The Casper Star-Tribune, meanwhile, is a Lee Enterprises newspaper. Lee owns papers in 77 markets and is publicly traded, exposing it to the pressures of the market. Lately, that pressure’s been coming from, yes, industry brigand Alden Global Capital, which has bought up 13 percent of the company’s stock and is currently its largest shareholder. Ask people at Tribune Publishing what can happen when you becomes a subject of Alden’s interest.
It’s an oversimplification to think of these newspapers only in terms of their ownership, of course. Cutting print days is, I’d argue, one of the more journalism-friendly ways to cut costs at a newspaper when revenues demand it. The production savings are significant; it gives a real push for print subscribers to move to digital, where long-term costs are lower; and it can be a useful way for all of a newspaper’s parts — newsroom, ad sales, circulation — to shift their attention and workflows toward the digital future. The Casper Star-Tribune has (from what I can tell from two time zones away, at least) a solid reputation for its journalism. And other Seaton papers have dropped print days, too.
But there’s little doubt that The Sheridan Press’ non-corporate ownership gives it a little more leeway to make a decision like not cutting print days.
Ironically enough, you will still be able to get a Monday morning paper in Wyoming — it just won’t be a Wyoming paper. The New York Times, The Wall Street Journal, and USA Today all circulate in the state. (Though not much: USA Today sells about 1,400 copies, the Journal about 600, and the Times about 100, based on their circulation reports.)
The premium national newspapers are doing quite well, all told. But they’re not going to be digging into the University of Wyoming or the Natrona County School District or Casper city council.
Okay, here’s that sidebar — it used to be a footnote, but I’ve expanded it.
There is another newspaper printed on Monday mornings in Wyoming, the Jackson Hole Daily. It’s a free daily paper distributed in the resort town and the nearby Teton Valley in Idaho; it’s published by the town’s weekly paper, the award-winning Jackson Hole News & Guide. (Or as they prefer to put it, the News&Guide. Does Wyoming hate spaces?)
It’s a successful model, one that’s worked for 40 years and been copied in other resort towns. Issues run to 40 or more pages and are stuffed with ads at a scale any metro daily would kill for.
But I don’t consider it to be a local daily newspaper, at least in the way that term is used in the industry. It’s closer to a free shopper stuffed with wire copy.

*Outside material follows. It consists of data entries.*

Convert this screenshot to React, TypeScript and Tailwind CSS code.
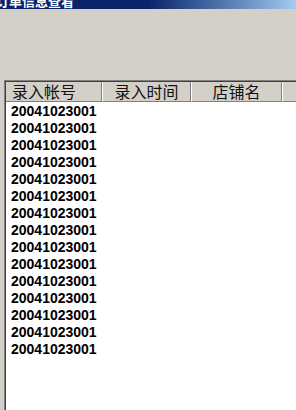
const rows = Array.from({ length: 15 }, () => "20041023001");

export default function App() {
  return (
    <div className="flex h-[410px] w-[296px] flex-col overflow-hidden bg-[#d4d0c8] font-['Liberation_Sans','Noto_Sans_CJK_SC',sans-serif]">
      {/* title bar, cut off at the top */}
      <div className="h-[9px] shrink-0 overflow-hidden bg-gradient-to-r from-[#0a246a] via-[#0a246a] to-[#a6caf0]">
        <div className="-mt-[6px] -ml-[4px] whitespace-nowrap text-[13px] leading-[15px] font-bold text-white">
          订单信息查看
        </div>
      </div>

      <div className="h-[71px] shrink-0" />

      {/* list view */}
      <div className="ml-[4px] flex flex-1 flex-col border-t border-l border-t-[#808080] border-l-[#808080]">
        <div className="flex flex-1 flex-col border-t border-l border-t-[#404040] border-l-[#404040] bg-white">
          <div className="flex h-[20px] shrink-0 bg-[#d4d0c8] text-[16px] leading-[18px] text-[#111] font-['Noto_Sans_CJK_SC',sans-serif]">
            <div className="w-[96px] border-r border-b border-r-[#808080] border-b-[#808080] pl-[6px]">录入帐号</div>
            <div className="w-[89px] border-r border-b border-l border-r-[#808080] border-b-[#808080] border-l-white text-center">录入时间</div>
            <div className="w-[91px] border-r border-b border-l border-r-[#808080] border-b-[#808080] border-l-white text-center">店铺名</div>
            <div className="flex-1 border-b border-l border-b-[#808080] border-l-white" />
          </div>
          <div className="flex flex-col pt-[1px] pl-[5px]">
            {rows.map((r, i) => (
              <div key={i} className="h-[17px] text-[14px] leading-[17px] font-bold text-black">
                {r}
              </div>
            ))}
          </div>
        </div>
      </div>
    </div>
  );
}
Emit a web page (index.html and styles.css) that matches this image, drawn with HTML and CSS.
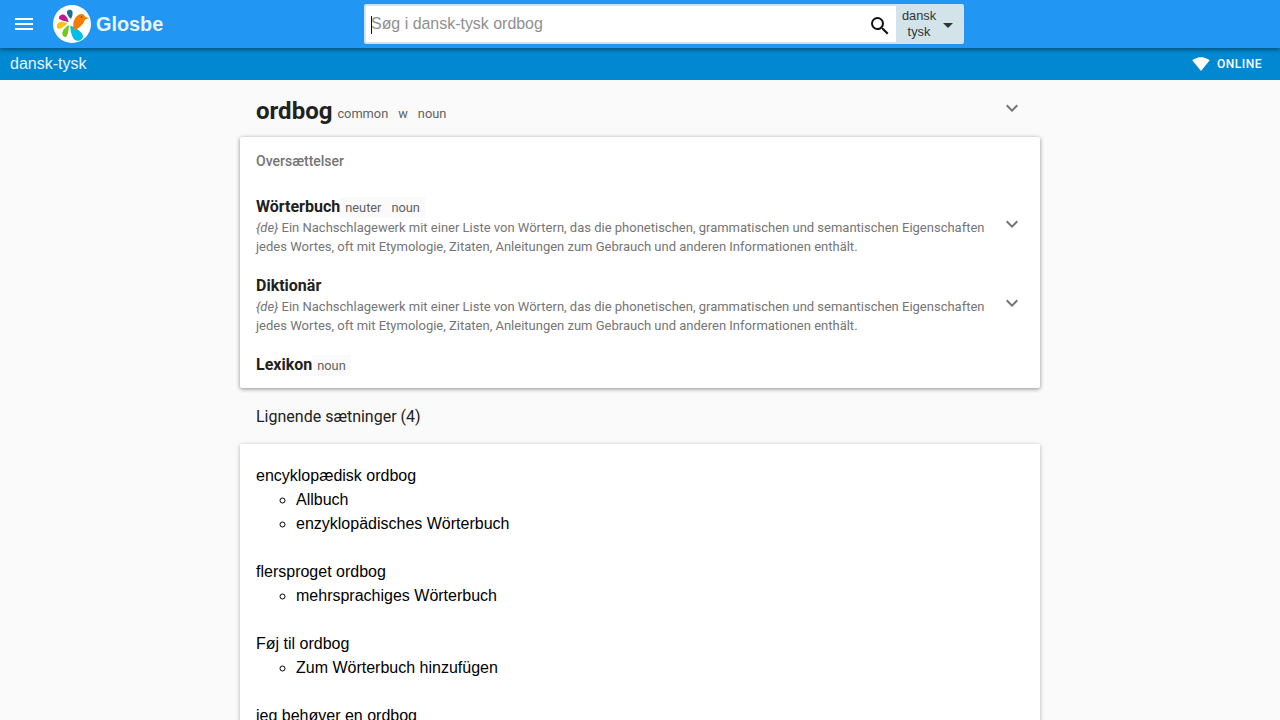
FILE: index.html
```html
<!DOCTYPE html>
<html lang="da">
<head>
<meta charset="utf-8">
<title>ordbog - dansk-tysk</title>
<link rel="stylesheet" href="styles.css">
</head>
<body>
<header class="topbar">
  <div class="brand">
    <svg class="menu-icon" width="24" height="24" viewBox="0 0 24 24"><path fill="#fff" d="M3 18h18v-2H3v2zm0-5h18v-2H3v2zm0-7v2h18V6H3z"/></svg>
    <svg class="logo" width="38" height="38" viewBox="0 0 38 38">
      <circle cx="19" cy="19" r="19" fill="#fff"/>
      <path fill="#1b6f94" d="M18 14C15 12 13.500 8.500 14 6.500 15 4 18.500 4 19.500 6.500 20 9 19 12 18 14z"/>
      <path fill="#c2188b" d="M15.500 17C12 16 7.500 15.500 6 13.500 5.500 11.500 7.500 9.500 10.500 9.500 13.500 10.500 15 14 15.500 17z"/>
      <path fill="#ffc107" d="M14.500 18.500C12 20 8 24.500 5.500 24 3 22.500 3.500 19 6 17.500 9 16 12 17.500 14.500 18.500z"/>
      <path fill="#76c81c" d="M16 20C15.500 24 15.500 30 13 32 10.500 32.500 8.500 29.500 9.500 27 10.500 24 13 21.500 16 20z"/>
      <path fill="#00bfe8" d="M17.500 20.500C21 22 29 26 30 31 30 35 25 37 22 35 18.500 32 17 25 17.500 20.500z"/>
      <path fill="#f57c00" d="M21 25C19 19 21 12 26 9.500 29 8 31.500 9.500 32 12L36.500 13 32 14.500C30.500 19 26 24 21 25z"/>
      <circle cx="28.500" cy="12" r=".7" fill="#5a2d00"/>
    </svg>
    <span class="brand-name">Glosbe</span>
  </div>
  <div class="search">
    <div class="search-input">
      <span class="caret"></span>
      <span class="placeholder">Søg i dansk-tysk ordbog</span>
      <svg class="search-icon" width="24" height="24" viewBox="0 0 24 24"><path fill="#111" d="M15.500 14h-.79l-.28-.27A6.470 6.470 0 0 0 16 9.500 6.500 6.500 0 1 0 9.500 16c1.610 0 3.090-.59 4.230-1.570l.27.28v.79l5 4.990L20.490 19l-4.990-5zm-6 0C7.010 14 5 11.990 5 9.500S7.010 5 9.500 5 14 7.010 14 9.500 11.990 14 9.500 14z"/></svg>
    </div>
    <div class="lang-select">
      <span class="lang-names">dansk<br>tysk</span>
      <span class="lang-arrow"></span>
    </div>
  </div>
</header>
<div class="subbar">
  <span class="subbar-title">dansk-tysk</span>
  <span class="online">
    <svg width="18" height="18" viewBox="0 0 24 24"><path fill="#fff" d="M12.010 21.490 23.640 7c-.45-.34-4.930-4-11.640-4C5.280 3 .81 6.660.36 7l11.630 14.490.01.010.01-.01z"/></svg>
    <span class="online-label">ONLINE</span>
  </span>
</div>
<main class="content">
  <div class="headword">
    <div class="headword-text">
      <h1>ordbog</h1>
      <span class="tags"><span>common</span><span>w</span><span>noun</span></span>
    </div>
    <svg class="chevron" width="24" height="24" viewBox="0 0 24 24"><path d="M7.410 8.590 12 13.170l4.590-4.580L18 10l-6 6-6-6z"/></svg>
  </div>
  <section class="card translations">
    <h2 class="card-label">Oversættelser</h2>
    <div class="tr-item">
      <div class="tr-body">
        <div class="tr-head"><strong>Wörterbuch</strong><span class="tags shaded"><span>neuter</span><span>noun</span></span></div>
        <p class="tr-def"><em>{de}</em> Ein Nachschlagewerk mit einer Liste von Wörtern, das die phonetischen, grammatischen und semantischen Eigenschaften jedes Wortes, oft mit Etymologie, Zitaten, Anleitungen zum Gebrauch und anderen Informationen enthält.</p>
      </div>
      <svg class="chevron" width="24" height="24" viewBox="0 0 24 24"><path d="M7.410 8.590 12 13.170l4.590-4.580L18 10l-6 6-6-6z"/></svg>
    </div>
    <div class="tr-item">
      <div class="tr-body">
        <div class="tr-head"><strong>Diktionär</strong></div>
        <p class="tr-def"><em>{de}</em> Ein Nachschlagewerk mit einer Liste von Wörtern, das die phonetischen, grammatischen und semantischen Eigenschaften jedes Wortes, oft mit Etymologie, Zitaten, Anleitungen zum Gebrauch und anderen Informationen enthält.</p>
      </div>
      <svg class="chevron" width="24" height="24" viewBox="0 0 24 24"><path d="M7.410 8.590 12 13.170l4.590-4.580L18 10l-6 6-6-6z"/></svg>
    </div>
    <div class="tr-item">
      <div class="tr-body">
        <div class="tr-head"><strong>Lexikon</strong><span class="tags shaded"><span>noun</span></span></div>
      </div>
    </div>
  </section>
  <h2 class="similar-title">Lignende sætninger (4)</h2>
  <section class="card phrases">
    <div class="phrase">encyklopædisk ordbog
      <ul><li>Allbuch</li><li>enzyklopädisches Wörterbuch</li></ul>
    </div>
    <div class="phrase">flersproget ordbog
      <ul><li>mehrsprachiges Wörterbuch</li></ul>
    </div>
    <div class="phrase">Føj til ordbog
      <ul><li>Zum Wörterbuch hinzufügen</li></ul>
    </div>
    <div class="phrase">jeg behøver en ordbog
      <ul><li>Ich brauche ein Wörterbuch</li></ul>
    </div>
  </section>
</main>
</body>
</html>
```
FILE: styles.css
```css
* { box-sizing: border-box; }
html, body { margin: 0; height: 100%; overflow: hidden; }
body { background: #fafafa; font-family: Roboto, sans-serif; color: #212121; }

.topbar {
  position: relative;
  z-index: 2;
  height: 48px;
  background: #2196f3;
  box-shadow: 0 2px 4px rgba(0, 0, 0, .4);
  display: flex;
  align-items: center;
}
.brand { width: 364px; display: flex; align-items: center; padding-left: 12px; }
.logo { margin-left: 17px; }
.brand-name {
  margin-left: 5px;
  font: bold 19.84px "Liberation Sans", Arial, sans-serif;
  color: #e8f4fe;
}
.search {
  width: 600px;
  height: 40px;
  display: flex;
  border: 2px solid #d2e3ef;
  border-radius: 2px;
  background: #d2e3ea;
}
.search-input {
  position: relative;
  width: 530px;
  background: #fff;
  display: flex;
  align-items: center;
  padding-left: 5px;
  font: 15.95px "Liberation Sans", Arial, sans-serif;
}
.placeholder { color: #8f8f8f; }
.caret {
  position: absolute;
  left: 5px;
  top: 10px;
  width: 1px;
  height: 18px;
  background: #111;
}
.search-icon { position: absolute; right: 4px; top: 8px; }
.lang-select { flex: 1; display: flex; align-items: center; font: 12.8px/16px "Liberation Sans", Arial, sans-serif; color: #333; }
.lang-names { width: 46px; text-align: center; }
.lang-arrow {
  margin-left: 1px;
  margin-top: 2px;
  border-left: 5px solid transparent;
  border-right: 5px solid transparent;
  border-top: 5px solid #333;
}

.subbar {
  height: 32px;
  background: #0288d1;
  color: #e8f4fc;
  display: flex;
  align-items: center;
  justify-content: space-between;
  padding: 0 18px 0 10px;
}
.subbar-title { font: 16px "Liberation Sans", Arial, sans-serif; }
.online { display: flex; align-items: center; gap: 7px; }
.online-label { font: 500 12px Roboto, sans-serif; letter-spacing: .5px; color: #fff; }

.content { width: 800px; margin: 0 auto; }
.headword {
  height: 57px;
  padding: 0 16px;
  display: flex;
  align-items: center;
  justify-content: space-between;
}
.headword > .chevron { margin-bottom: 2px; }
.headword-text { display: flex; align-items: center; margin-top: 5px; }
.headword-text .tags { margin-top: 5px; }
h1 { margin: 0; font: 700 24px Roboto, sans-serif; color: #212121; }
.tags { font-size: 12.8px; color: #616161; margin-left: 5px; display: inline-flex; gap: 10px; }
.tags.shaded { background: #fafafa; padding: 3px 5px; margin-left: 0; }
.chevron { fill: #757575; flex: none; }

.card { background: #fff; border-radius: 2px; box-shadow: 0 1px 4px rgba(0, 0, 0, .3); }
.translations { padding: 0 0 12px; box-shadow: 0 1px 4px rgba(0, 0, 0, .45); }
.card-label { margin: 0; padding: 16px; font: 500 14px/16px Roboto, sans-serif; color: #757575; }
.tr-item { display: flex; align-items: center; padding: 0 16px; gap: 8px; }
.tr-item + .tr-item { margin-top: 19.6px; }
.tr-item:first-of-type { margin-top: 12px; }
.tr-item > .chevron { margin-bottom: 6px; }
.tr-body { flex: 1; }
.tr-head { display: flex; align-items: baseline; height: 21px; }
.tr-head strong { font: 700 16px Roboto, sans-serif; color: #212121; }
.tr-def { margin: 0; font: 13px/19.2px Roboto, sans-serif; color: #757575; }

.similar-title { margin: 0; height: 56px; padding: 0 16px; display: flex; align-items: center; font: 400 16px Roboto, sans-serif; color: #212121; }
.phrases { padding: 20px 16px; font: 16px/24px "Liberation Sans", Arial, sans-serif; color: #000; min-height: 400px; }
.phrase { margin-bottom: 24px; }
.phrase ul { margin: 0; padding-left: 40px; list-style: circle; }
```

The Daily doesn’t have any dedicated reporters, outsourcing the job to the weekly’s staff instead. On the day I first looked at it, there were zero staff-bylined stories and zero local stories in the paper. Now, that happened to be a Wednesday, and the paper does include some local content on its other print days. (It runs no local news on Wednesdays because that’s the day the weekly paper goes out.)
But even on the other days, the local content is pretty sparse: 200- to 400-word briefs, press release rewrites, stories from meetings held several days earlier. I ran a content comparison with another small Wyoming paper (The Sheridan Press, mentioned above), and that other paper was routinely running 4 or 5 times as much local content as the Jackson Hole Daily was, with a similar gap in how many people were interviewed and quoted in stories. At the Jackson Hole Daily, the local newshole takes up roughly two total pages of newsprint on the days it exists.

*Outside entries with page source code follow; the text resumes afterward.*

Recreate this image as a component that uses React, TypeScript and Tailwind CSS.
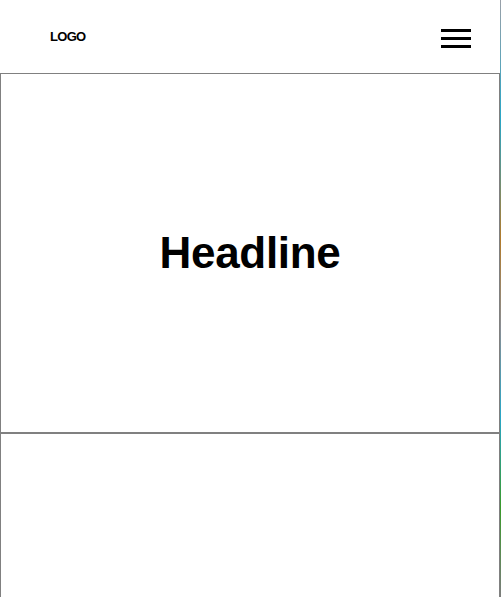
export default function App() {
  return (
    <div className="flex h-[597px] overflow-hidden bg-white font-['Liberation_Sans',Arial,sans-serif]">
      <div className="w-[500px] shrink-0">
        <header className="flex h-[73px] items-center justify-between pl-[50px] pr-[29px]">
          <span className="text-[13px] font-bold leading-none tracking-[-0.7px] text-black">LOGO</span>
          <button className="flex w-[30px] flex-col gap-[5px] pt-[3px]" aria-label="Menu">
            <span className="h-[3px] w-full bg-black" />
            <span className="h-[3px] w-full bg-black" />
            <span className="h-[3px] w-full bg-black" />
          </button>
        </header>
        <section className="flex h-[360px] items-center justify-center border border-[#808080]">
          <h1 className="text-[44px] font-bold leading-none tracking-[-0.3px] text-black">Headline</h1>
        </section>
        <section className="h-[360px] border border-[#808080] bg-[linear-gradient(to_bottom,#ffffff_0%,#ffffff_70%,#f3f3f3_100%)]" />
      </div>
      <div className="w-px shrink-0 bg-[linear-gradient(to_bottom,#9aa0a8_0%,#2aa7c7_20%,#b27b2c_40%,#8a8f96_55%,#2aa7c7_70%,#3a9a2a_85%,#7d7d7d_100%)]" />
    </div>
  )
}
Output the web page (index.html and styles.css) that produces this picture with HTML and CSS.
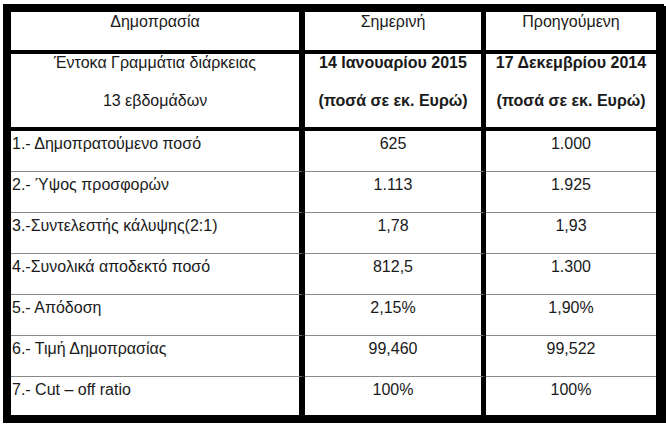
FILE: index.html
```html
<!DOCTYPE html>
<html lang="el">
<head>
<meta charset="utf-8">
<title>Δημοπρασία</title>
<link rel="stylesheet" href="styles.css">
</head>
<body>
<div class="frame">
  <div class="grid">
    <div class="cell c1 head center">Δημοπρασία</div>
    <div class="cell c2 head center">Σημερινή</div>
    <div class="cell c3 head center">Προηγούμενη</div>

    <div class="cell c1 sub center"><div class="p">Έντοκα Γραμμάτια διάρκειας</div><div class="p">13 εβδομάδων</div></div>
    <div class="cell c2 sub center bold"><div class="p">14 Ιανουαρίου 2015</div><div class="p">(ποσά σε εκ. Ευρώ)</div></div>
    <div class="cell c3 sub center bold"><div class="p">17 Δεκεμβρίου 2014</div><div class="p">(ποσά σε εκ. Ευρώ)</div></div>

    <div class="cell c1 row">1.- Δημοπρατούμενο ποσό</div>
    <div class="cell c2 row center">625</div>
    <div class="cell c3 row center">1.000</div>

    <div class="cell c1 row">2.- Ύψος προσφορών</div>
    <div class="cell c2 row center">1.113</div>
    <div class="cell c3 row center">1.925</div>

    <div class="cell c1 row">3.-Συντελεστής κάλυψης(2:1)</div>
    <div class="cell c2 row center">1,78</div>
    <div class="cell c3 row center">1,93</div>

    <div class="cell c1 row">4.-Συνολικά αποδεκτό ποσό</div>
    <div class="cell c2 row center">812,5</div>
    <div class="cell c3 row center">1.300</div>

    <div class="cell c1 row">5.- Απόδοση</div>
    <div class="cell c2 row center">2,15%</div>
    <div class="cell c3 row center">1,90%</div>

    <div class="cell c1 row">6.- Τιμή Δημοπρασίας</div>
    <div class="cell c2 row center">99,460</div>
    <div class="cell c3 row center">99,522</div>

    <div class="cell c1 row last">7.- Cut – off ratio</div>
    <div class="cell c2 row last center">100%</div>
    <div class="cell c3 row last center">100%</div>
  </div>
</div>
</body>
</html>
```

FILE: styles.css
```css
html, body {
  margin: 0;
  padding: 0;
  background: #fff;
}
body {
  font-family: "Liberation Sans", Arial, sans-serif;
  font-size: 16px;
  color: #1a1a1a;
}
.frame {
  margin: 4px 0 0 3px;
  width: 645px;
  border: 8px solid #000;
  box-shadow: 2px 2px 0 #000;
}
.grid {
  display: grid;
  grid-template-columns: 294px 181px 170px;
}
.cell {
  box-sizing: border-box;
  line-height: 16px;
  padding-left: 1px;
  white-space: nowrap;
}
.c1 { border-right: 6px solid #000; }
.c2 { border-right: 5px solid #000; }
.center { text-align: center; padding-left: 0; }
.bold { font-weight: bold; }
.head {
  height: 42px;
  padding-top: 2px;
  border-bottom: 4px solid #000;
}
.sub {
  height: 77px;
  padding-top: 1px;
  border-bottom: 4px solid #000;
}
.sub .p { margin-bottom: 22px; }
.row {
  height: 41px;
  padding-top: 5px;
  border-bottom: 1px solid #8a8a8a;
}
.row.last {
  height: 38px;
  border-bottom: 0;
}
```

To be clear, that’s fine! It absolutely works as a business. One recent edition I looked at had 112 display ads, plus more than 7 pages of classified ads. (Remember those?) And the paper gets some additional heft by filling up on wire copy, with 18 or 19 wire stories running on the days I looked at. It works because Jackson Hole has insane wealth and demographics, driven by high-end ski resorts, and a ton of those display ads are for what are destined to be rich Los Angelenos’ second homes. (The median price for a home in its county is currently $1.875 million. The New York Times recently called Jackson Hole “Where the Very Rich Fly to Hide.”)
Here’s how one former Jackson Hole Daily editor put it: “We saw it as a publication aimed more at tourists than locals. We thought people on vacation would want some national news and sports, and back then you couldn’t get that in Jackson.” Locals have grown to like it, too, but it’s still a product very different from what you think of when you picture a local daily newspaper in your mind.
As Local Media Insider put it in a good story on the Jackson Hole papers, the fundamentals of both the market and the product are so unusual that it’s difficult to compare what they’re doing to papers elsewhere. I’m glad that Teton Mediaworks, which owns both papers, has figured out a model that works well for them. But that model is different enough from what I expect a local daily newspaper to offer that I’m not considering it one here. Your mileage may vary!